True to type, operatives of the Operation Crush were reported to have recently raided the Cattle Market and the adjourning areas and made startling discoveries.
Startling revelations
On Sunday, October 29, Governor Otti while addressing the press in Umuahia, made some startling revelations said to be part of the discoveries made by security agents when the cattle market and its environs were raided.
The governor revealed that security operatives in the state discovered 50 decomposing bodies, over 20 skulls and many human skeletons around the cattle market.
Otti further revealed that apart from kidnapping and armed robbery going on in the market, prostitution, narcotics trade and other criminal vices were high around the Lokpanta Cattle Market.
Otti said since after the raid of the market which necessitated the bringing down of some brothels inside the market, there was now calm in Umunneochi.
He made it clear that his government was committed to tackling the issues of insecurity head-on without minding whose ox was gored.
Decisive decision
To ensure insecurity was tackled head-on in the area, Government took far reaching decisions.
Said the governor: “In order to tackle the criminality going on in and around the area, the Lokpanta market would become a daily market that would open at 6am and close at 6pm.
“The market would now become a general market as sections will be alloted to the cattle dealers and other businesses too.” Otti also informed that his administration was equally fencing the market at a huge cost to government all in an effort to ensure adequate security.
Otti stated that the Lokpanta area was notorious for kidnapping and armed robbery, hence the decision of his administration to make the market a daily one, adding that the decision was taken after a meeting with the leadership of the market.

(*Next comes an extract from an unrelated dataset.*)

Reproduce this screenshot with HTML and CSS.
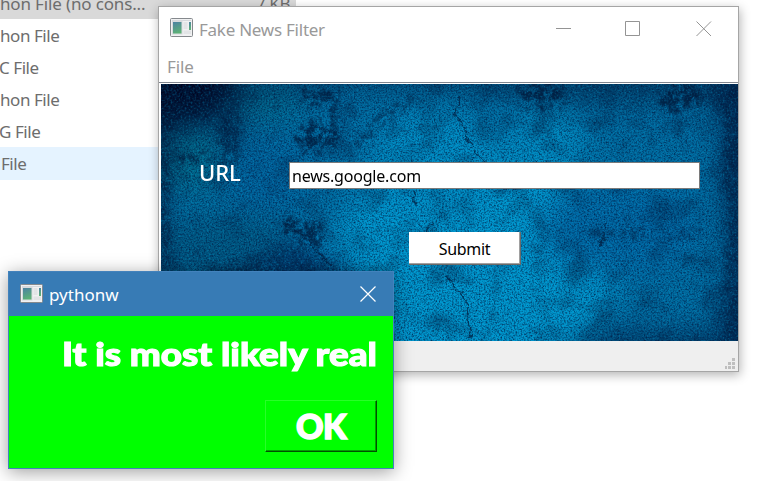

“We are single minded about rooting out insecurity in Abia State. Because we know that no government can succeed in the face of insecurity, violence, armed robbery and kidnapping.” The governor who promised that gadgets would be deployed at strategic points in the market to ensure the security of lives and property in the state, added that his administration was poised to ensure Abians enjoy a great Christmas this year.
No decomposing bodies found here – Cattle dealers
As the imbroglio rages, cattle dealers at Lokpanta Market who were disturbed by the governor’s press briefing, have reacted. In a statement signed by their leaders and read out by Buba Abdullahi, a copy of which was obtained by Saturday Sun, they denied involvement in any criminal activities. In a six-page statement signed by 14 of its leaders and read by the vice chairman, Buba Abdullahi Kedemure, they said the state government’s allegation of discovery of decomposing bodies in the market was to say the least not true, but to “give a dog a bad name in order to hang it.”

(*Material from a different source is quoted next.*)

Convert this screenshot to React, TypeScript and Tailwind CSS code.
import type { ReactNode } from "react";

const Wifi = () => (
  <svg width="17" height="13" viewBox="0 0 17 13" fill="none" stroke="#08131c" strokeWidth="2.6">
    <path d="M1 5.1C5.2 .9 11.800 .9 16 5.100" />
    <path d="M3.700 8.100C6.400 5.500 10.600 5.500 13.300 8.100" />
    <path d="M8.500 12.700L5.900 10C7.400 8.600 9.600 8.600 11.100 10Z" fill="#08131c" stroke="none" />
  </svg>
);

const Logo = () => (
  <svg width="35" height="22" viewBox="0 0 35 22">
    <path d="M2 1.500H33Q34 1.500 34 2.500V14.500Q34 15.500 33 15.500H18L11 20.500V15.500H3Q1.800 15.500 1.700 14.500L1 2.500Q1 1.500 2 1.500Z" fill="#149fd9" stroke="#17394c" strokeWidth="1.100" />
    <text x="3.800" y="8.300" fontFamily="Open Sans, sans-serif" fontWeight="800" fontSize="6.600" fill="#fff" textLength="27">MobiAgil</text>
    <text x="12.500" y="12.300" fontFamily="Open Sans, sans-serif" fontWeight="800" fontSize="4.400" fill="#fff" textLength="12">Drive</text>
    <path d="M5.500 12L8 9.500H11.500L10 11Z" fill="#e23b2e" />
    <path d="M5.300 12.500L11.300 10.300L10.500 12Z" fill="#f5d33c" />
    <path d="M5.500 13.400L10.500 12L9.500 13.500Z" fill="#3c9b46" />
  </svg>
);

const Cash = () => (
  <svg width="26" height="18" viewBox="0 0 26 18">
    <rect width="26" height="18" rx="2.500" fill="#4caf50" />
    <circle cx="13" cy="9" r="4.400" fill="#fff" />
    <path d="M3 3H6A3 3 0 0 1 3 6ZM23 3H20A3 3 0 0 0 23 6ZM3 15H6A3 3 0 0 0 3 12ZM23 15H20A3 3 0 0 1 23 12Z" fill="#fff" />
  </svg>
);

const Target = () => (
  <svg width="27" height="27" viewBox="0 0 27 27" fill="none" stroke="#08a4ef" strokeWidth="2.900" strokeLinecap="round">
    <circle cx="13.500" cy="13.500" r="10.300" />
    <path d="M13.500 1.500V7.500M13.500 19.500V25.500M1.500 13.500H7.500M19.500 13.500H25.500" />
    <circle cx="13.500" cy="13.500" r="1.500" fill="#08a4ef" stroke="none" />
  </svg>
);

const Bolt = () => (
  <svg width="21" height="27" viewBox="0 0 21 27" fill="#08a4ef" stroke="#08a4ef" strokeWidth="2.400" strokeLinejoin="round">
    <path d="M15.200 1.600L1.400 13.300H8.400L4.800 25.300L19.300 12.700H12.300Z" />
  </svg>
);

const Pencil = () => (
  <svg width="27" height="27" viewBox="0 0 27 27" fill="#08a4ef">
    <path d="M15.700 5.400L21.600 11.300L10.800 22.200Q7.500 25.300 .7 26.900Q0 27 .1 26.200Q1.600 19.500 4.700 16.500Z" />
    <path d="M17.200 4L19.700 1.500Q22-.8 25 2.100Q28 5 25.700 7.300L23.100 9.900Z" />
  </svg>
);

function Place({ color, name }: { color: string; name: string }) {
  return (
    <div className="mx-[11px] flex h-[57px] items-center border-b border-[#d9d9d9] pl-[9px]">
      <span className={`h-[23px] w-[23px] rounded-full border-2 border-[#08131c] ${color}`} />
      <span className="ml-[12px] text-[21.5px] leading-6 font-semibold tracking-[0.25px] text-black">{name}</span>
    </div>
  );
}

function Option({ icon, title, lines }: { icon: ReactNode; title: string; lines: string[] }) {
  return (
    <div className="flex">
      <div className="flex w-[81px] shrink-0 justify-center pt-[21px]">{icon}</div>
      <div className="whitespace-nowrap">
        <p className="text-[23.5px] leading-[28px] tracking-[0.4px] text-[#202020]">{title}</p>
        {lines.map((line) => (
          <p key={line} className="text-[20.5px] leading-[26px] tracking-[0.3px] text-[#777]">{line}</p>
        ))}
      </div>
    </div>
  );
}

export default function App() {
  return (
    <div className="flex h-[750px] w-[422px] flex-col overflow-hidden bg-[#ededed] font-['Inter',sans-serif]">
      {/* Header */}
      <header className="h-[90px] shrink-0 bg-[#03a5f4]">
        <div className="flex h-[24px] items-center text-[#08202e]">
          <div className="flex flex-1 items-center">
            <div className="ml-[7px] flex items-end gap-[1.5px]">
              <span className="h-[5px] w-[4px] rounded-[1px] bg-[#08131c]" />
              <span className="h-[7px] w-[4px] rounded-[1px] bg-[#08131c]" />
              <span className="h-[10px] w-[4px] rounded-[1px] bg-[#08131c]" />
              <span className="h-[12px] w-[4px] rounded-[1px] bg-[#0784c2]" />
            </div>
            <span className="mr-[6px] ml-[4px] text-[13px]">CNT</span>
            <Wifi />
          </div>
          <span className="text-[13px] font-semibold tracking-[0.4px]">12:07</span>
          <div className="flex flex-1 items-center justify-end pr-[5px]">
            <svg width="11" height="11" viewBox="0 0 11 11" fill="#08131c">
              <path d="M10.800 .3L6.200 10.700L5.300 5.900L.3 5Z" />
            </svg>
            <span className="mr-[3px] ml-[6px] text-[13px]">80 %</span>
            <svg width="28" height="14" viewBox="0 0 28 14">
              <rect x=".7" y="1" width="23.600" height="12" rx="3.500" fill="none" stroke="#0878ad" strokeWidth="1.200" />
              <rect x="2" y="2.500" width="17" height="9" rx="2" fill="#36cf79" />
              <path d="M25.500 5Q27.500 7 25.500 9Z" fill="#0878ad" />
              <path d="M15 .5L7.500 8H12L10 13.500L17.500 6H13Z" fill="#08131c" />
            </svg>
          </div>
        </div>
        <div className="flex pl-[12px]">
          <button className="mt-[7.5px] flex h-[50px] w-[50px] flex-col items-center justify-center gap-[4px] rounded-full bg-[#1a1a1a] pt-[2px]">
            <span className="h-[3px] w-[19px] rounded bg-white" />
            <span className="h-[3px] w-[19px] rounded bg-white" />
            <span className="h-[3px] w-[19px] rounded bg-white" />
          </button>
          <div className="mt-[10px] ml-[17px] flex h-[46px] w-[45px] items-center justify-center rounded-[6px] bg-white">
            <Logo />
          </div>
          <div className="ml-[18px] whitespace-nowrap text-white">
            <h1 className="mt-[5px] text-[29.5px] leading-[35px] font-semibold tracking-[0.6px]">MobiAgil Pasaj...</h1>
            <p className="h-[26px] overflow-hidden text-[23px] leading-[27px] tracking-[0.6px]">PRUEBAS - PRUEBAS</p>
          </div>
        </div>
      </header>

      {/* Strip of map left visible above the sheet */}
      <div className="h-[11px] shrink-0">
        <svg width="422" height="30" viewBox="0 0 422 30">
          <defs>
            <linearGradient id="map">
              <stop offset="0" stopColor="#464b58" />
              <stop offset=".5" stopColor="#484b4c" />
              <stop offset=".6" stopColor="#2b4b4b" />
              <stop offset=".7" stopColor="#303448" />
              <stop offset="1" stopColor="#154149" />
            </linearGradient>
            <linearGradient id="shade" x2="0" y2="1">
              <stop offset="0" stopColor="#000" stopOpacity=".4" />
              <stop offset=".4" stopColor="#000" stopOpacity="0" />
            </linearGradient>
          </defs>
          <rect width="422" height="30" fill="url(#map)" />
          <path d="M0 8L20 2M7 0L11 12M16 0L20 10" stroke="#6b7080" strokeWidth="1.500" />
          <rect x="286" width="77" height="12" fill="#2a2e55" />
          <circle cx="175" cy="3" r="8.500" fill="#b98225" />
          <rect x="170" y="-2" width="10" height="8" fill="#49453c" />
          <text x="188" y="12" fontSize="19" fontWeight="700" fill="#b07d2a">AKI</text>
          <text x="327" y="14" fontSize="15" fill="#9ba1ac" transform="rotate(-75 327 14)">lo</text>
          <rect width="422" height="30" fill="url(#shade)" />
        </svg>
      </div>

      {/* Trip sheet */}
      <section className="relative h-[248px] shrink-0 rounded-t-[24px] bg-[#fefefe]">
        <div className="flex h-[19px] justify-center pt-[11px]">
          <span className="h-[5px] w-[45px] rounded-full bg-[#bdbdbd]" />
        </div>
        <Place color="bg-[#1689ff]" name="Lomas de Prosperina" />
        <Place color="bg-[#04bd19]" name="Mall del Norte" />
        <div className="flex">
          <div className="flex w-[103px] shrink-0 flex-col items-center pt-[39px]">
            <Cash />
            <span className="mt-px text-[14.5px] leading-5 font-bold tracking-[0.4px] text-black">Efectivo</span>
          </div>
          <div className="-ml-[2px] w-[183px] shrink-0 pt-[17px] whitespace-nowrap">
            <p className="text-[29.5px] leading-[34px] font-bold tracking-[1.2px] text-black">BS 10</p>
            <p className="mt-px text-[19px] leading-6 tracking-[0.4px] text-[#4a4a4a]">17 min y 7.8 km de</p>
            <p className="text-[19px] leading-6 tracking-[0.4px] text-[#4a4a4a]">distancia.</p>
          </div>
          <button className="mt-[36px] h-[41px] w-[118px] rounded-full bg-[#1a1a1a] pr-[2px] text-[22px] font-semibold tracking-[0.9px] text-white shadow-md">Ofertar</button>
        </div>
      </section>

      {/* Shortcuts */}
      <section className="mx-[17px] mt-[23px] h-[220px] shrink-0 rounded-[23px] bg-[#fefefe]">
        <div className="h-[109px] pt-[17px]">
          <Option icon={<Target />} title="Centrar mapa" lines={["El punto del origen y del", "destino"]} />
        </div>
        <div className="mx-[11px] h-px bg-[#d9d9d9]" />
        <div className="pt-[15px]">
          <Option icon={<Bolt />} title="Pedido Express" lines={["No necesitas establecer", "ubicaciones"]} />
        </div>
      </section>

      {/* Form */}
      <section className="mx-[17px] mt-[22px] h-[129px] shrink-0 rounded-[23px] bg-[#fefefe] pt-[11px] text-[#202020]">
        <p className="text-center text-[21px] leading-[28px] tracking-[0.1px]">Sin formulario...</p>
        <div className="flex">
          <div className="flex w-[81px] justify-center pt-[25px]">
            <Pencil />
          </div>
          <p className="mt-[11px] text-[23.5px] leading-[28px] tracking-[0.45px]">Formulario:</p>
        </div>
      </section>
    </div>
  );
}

Hear the traders: “Investigation available to us from the security agencies in Umunneochi Local Government Area indicated that the decomposed bodies, headless bodies and skeletons were not either in the cattle market or around it.”
The traders also wondered: “Who are the relatives of the 80 decomposed bodies, 20 headless bodies and human skeletons discovered in the cattle market?

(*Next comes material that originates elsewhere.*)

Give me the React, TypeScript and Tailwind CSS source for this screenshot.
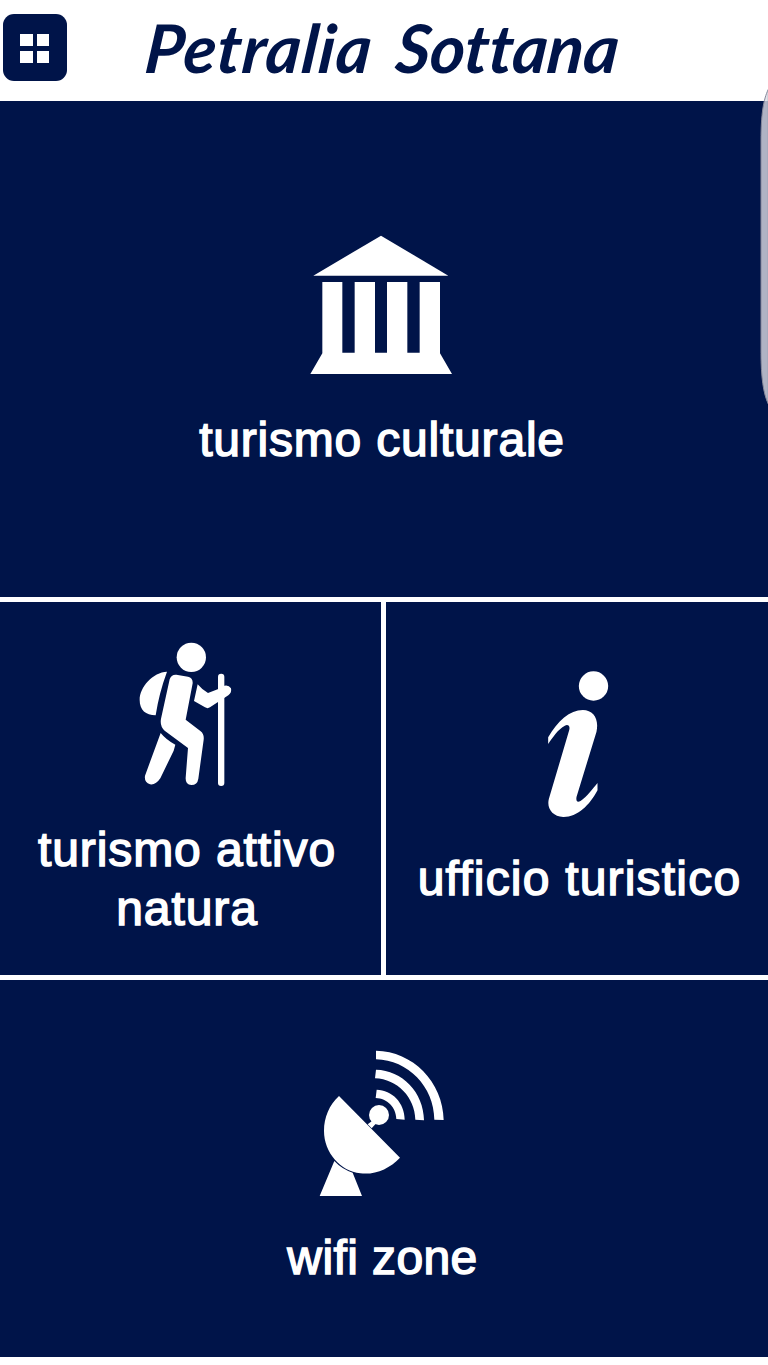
import { ReactNode } from "react";

const TempleIcon = () => (
    <svg
        className="w-[165px] h-[160px] fill-white"
        viewBox="-3 0 495 480"
        aria-hidden="true"
    >
        <path d="M243 32 L445 152 H40 Z" />
        <path d="M67 171 H127 V383 H164 V171 H225 V383 H261 V171 H322 V383 H359 V171 H420 V385 L456 447 H31 L67 385 Z" />
    </svg>
);

const HikerIcon = () => (
    <svg
        className="w-[120px] h-[170px] fill-white"
        viewBox="3 0 360 510"
        aria-hidden="true"
    >
        <circle cx="199" cy="82" r="44" />
        {/* backpack */}
        <path d="M126 125 C84 127 44 170 44 210 C44 240 62 256 92 256 Q102 190 126 125 Z" />
        {/* torso and front leg */}
        <path d="M134 148 Q138 133 154 134 L189 140 Q204 143 203 160 L182 269 L227 304 Q238 313 236 329 L220 446 Q217 465 199 465 Q181 464 182 443 L189 354 L119 302 Q104 289 108 266 Z" />
        {/* back leg */}
        <path d="M107 309 Q124 330 151 344 L146 362 L106 445 Q92 466 75 463 Q57 458 60 437 Z" />
        {/* arm */}
        <path d="M218 163 Q230 178 249 189 L278 178 L298 167 Q311 164 318 175 Q321 188 310 196 L255 232 Q248 237 240 232 L207 213 Z" />
        <rect x="279" y="131" width="19" height="337" rx="9.5" />
    </svg>
);

const InfoIcon = () => (
    <svg
        className="w-[100px] h-[170px] fill-white"
        viewBox="-3.5 0 300 510"
        aria-hidden="true"
    >
        <circle cx="190" cy="78" r="44" />
        <path d="M54 252 V232 C82 183 119 150 158 150 C190 151 207 176 199 215 L139 411 C137 425 142 428 151 423 C170 410 188 386 202 369 V391 C178 437 140 472 99 471 C67 469 49 445 56 417 L117 211 C121 197 113 192 104 197 C84 207 67 233 54 252 Z" />
    </svg>
);

const DishIcon = () => (
    <svg
        className="w-[150px] h-[175px] fill-white"
        viewBox="6 0 450 525"
        aria-hidden="true"
    >
        <path d="M213 47 C323 49 414 140 416 255 L388 254 C387 155 309 75 213 73 Z" />
        <path d="M213 104 C291 106 356 171 357 256 L331 254 C330 188 277 132 210 130 Z" />
        <path d="M215 164 C261 165 299 203 299 254 L274 252 C273 217 247 190 212 189 Z" />
        <circle cx="222" cy="240" r="30" />
        <path d="M206 254 L215 263 L200 280 L188 268 Z" />
        <path d="M102 183 L285 368 C253 401 212 420 166 415 C107 409 57 353 57 288 C57 246 73 210 102 183 Z" />
        <path d="M88 378 Q110 402 143 413 L171 483 H44 Z" />
    </svg>
);

type TileProps = {
    icon: ReactNode;
    label: string;
    className: string;
    labelClassName: string;
};

const Tile = ({ icon, label, className, labelClassName }: TileProps) => (
    <button
        className={`flex flex-col items-center justify-start bg-[#001449] text-white ${className}`}
    >
        {icon}
        <span
            className={`pl-[2px] text-center text-[48px] [-webkit-text-stroke:1.5px_white] ${labelClassName}`}
        >
            {label}
        </span>
    </button>
);

// Translucent grip of the edge panel, it hangs over the right side of the page
const EdgeHandle = () => (
    <svg
        className="absolute right-0 top-[70px] w-[40px] h-[350px]"
        viewBox="0 0 120 1050"
        aria-hidden="true"
    >
        <path
            d="M121 58 C106 88 99 135 99 210 V850 C99 920 106 972 121 1002 Z"
            fill="#dcdbe4"
            fillOpacity="0.8"
            stroke="#85889b"
            strokeWidth="3"
        />
    </svg>
);

export default function App() {
    return (
        <div className="relative flex flex-col w-[768px] h-[1365px] overflow-hidden bg-white font-['Liberation_Sans',Arial,sans-serif]">
            <header className="flex items-start h-[101px] shrink-0">
                <button
                    className="mt-[14px] ml-[3px] pr-px pt-px w-16 h-[67px] shrink-0 rounded-[11px] bg-[#001449] flex items-center justify-center"
                    aria-label="Menu"
                >
                    <span className="grid grid-cols-2 gap-x-[4px] gap-y-[5px]">
                        <span className="w-[12.5px] h-3 bg-white" />
                        <span className="w-[12.5px] h-3 bg-white" />
                        <span className="w-[12.5px] h-3 bg-white" />
                        <span className="w-[12.5px] h-3 bg-white" />
                    </span>
                </button>
                <h1 className="ml-[79px] mt-[7px] whitespace-nowrap font-['Lato',sans-serif] italic font-bold text-[67px] leading-[80px] tracking-[1px] [word-spacing:8px] text-[#001449] -skew-x-6">
                    Petralia <span className="tracking-[-0.1px]">Sottana</span>
                </h1>
            </header>

            <main className="flex flex-col gap-[5px]">
                <Tile
                    icon={<TempleIcon />}
                    label="turismo culturale"
                    className="h-[496px] pt-[124px] pr-[6px]"
                    labelClassName="mt-[25px] leading-[60px] tracking-[0.8px]"
                />
                <div className="flex gap-[5px] h-[373px]">
                    <Tile
                        icon={<HikerIcon />}
                        label="turismo attivo natura"
                        className="w-[381px] pt-[28px] pr-[9px]"
                        labelClassName="mt-[20px] w-[340px] leading-[59px] tracking-[0.9px]"
                    />
                    <Tile
                        icon={<InfoIcon />}
                        label="ufficio turistico"
                        className="w-[382px] pt-[58px] pl-[3px]"
                        labelClassName="mt-[19px] leading-[60px] tracking-[1.2px]"
                    />
                </div>
                <Tile
                    icon={<DishIcon />}
                    label="wifi zone"
                    className="h-[377px] pt-[55px] pr-[5px]"
                    labelClassName="mt-[18px] leading-[60px] tracking-[0.4px]"
                />
            </main>

            <EdgeHandle />
        </div>
    );
}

The allegation by the Abia State Government is meant to give a dog a bad name in order to hang it. In other words, the government wants to chase us away from the land we have occupied since 2005 and create tension across the country.”
They said the northern community living and doing business in the market does not operate any brothel in the market as those recently pulled down were owed and run by natives.
On government’s decision that the cattle market should be non-residential, the leaders of the traders said: “Considering the high rate of crimes in Umunneochi today, it will be a tactical mistake for us to relocate to various communities in Umuchieze. We passionately appeal to His Excellency to allow us to live in the cattle market.”
Appeal to govt
Most of the cattle dealers who spoke to Saturday Sun appealed to Gov Otti to rescind his decision of making the market non-residential. Auwal Audu is a cow dealer. He has this to say: “Most of us were born and brought up in Umuahia and we have no other place to go should the governor stick to his decision.” Audu said asking the cattle dealers to leave the market and reside in the adjourning villages was akin to asking them to leave the state.
“Most of our cows arrive from the North at midnight exhausted, and we need to attend to them from that moment to survive.” Another trader, Musa Bello, while appealing to the governor to allow them stay, said: “Asking our people to live in the villages will not be easy. Apart from the fact that some of our cattle arrive the market in the middle of the night, we have over 15,000 persons living inside the 80 hectare landmass and the three villages surrounding the market cannot contain us. “People will say while in Umuahia, we were not living inside the market. It was so because that was inside the town and there was security. But here, we are talking of a place inside the forest.”
Some Igbo traders inside the market, including Uchechukwu Ukairo, Eze Igbo, Umuchieze Cattle Market, Uche Ohakwe, Okechukwu Nwoga and Sunday Ndukwo, all appealed to the governor to change his mind about making the market non residential.
We should have been involved from the beginning – Community leader
The host community has no traditional ruler since their Eze died some years back. There was equally no official of the town union to speak to when the reporter visited the area. However, a community leader spoke anonymously for security reasons.
He said the people are in support of whatever government is doing to tackle insecurity in the place. Although he blamed government for not involving the host community when the area was given out as cattle market so that they could be able to, from day one, help checkmate the excesses of the herders, he said they are ready to assist government in bringing lasting tranquillity to the area.
“The cattle market is like a safe haven for criminal elements among the herders and their relations. Wherever they commit crime in the South East, they go there to hide because nobody was coming after them there,” he said.